Question

a male human is heterozygous for autosomal genes A and B and is also hemizygous for hemophillic gene h. what proportion of his genes will b abh?
1/8
1/16
1/4
1/32

Answer 1

HELLO FRIEND HERE IS YOUR ANSWER,,,,,,,,,,,

The following genotype is formed in the human male where the autosomal genes are "A" and "B" respectively for Hemizygous genes it's given as a autosomal haemophilic gene that is, "h".

This sets a genotypic character of $\bf{Aa \: Bb \: X^h \: Y}$, since, as per the original question of a sufferer from Haemophilia will contain the Haemophilic gene it'll be a se.x characterised trait linked to the genes that are attached to the X-Chtomosomes.
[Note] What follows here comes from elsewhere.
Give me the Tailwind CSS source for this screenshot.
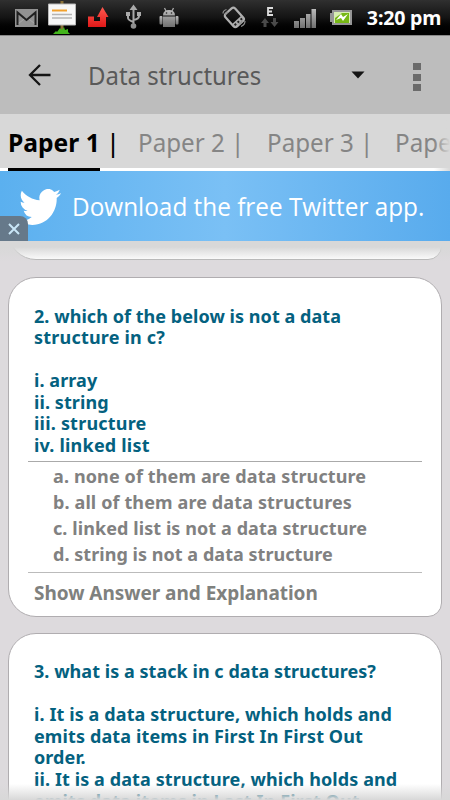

Therefore, the total number and types of gametes going to be formed are:

$\bf{ 2 \times 2 \times 2 = 8 \: gametes}$

Cross linking them simultaneously will give us the following combinations:

$\bf{AB \: X^h, \: ABY, \: aB \: X^h, \: aBY, \: AbY, \: ab \: X^h \: and \: abY}$

$\bf{ab X^h}$ is the gene found to be the proportional gene pit of those 8 gametes.

So, total $\bf{\frac{1}{8}}$ of his sp.erms are going to be in a combination of "abh".

HOPE THIS DETAILED ANSWER HELPS YOU AND CLEARS THE DOUBTS FOR GENOTYPIC INHERITANCE!!!!!!!!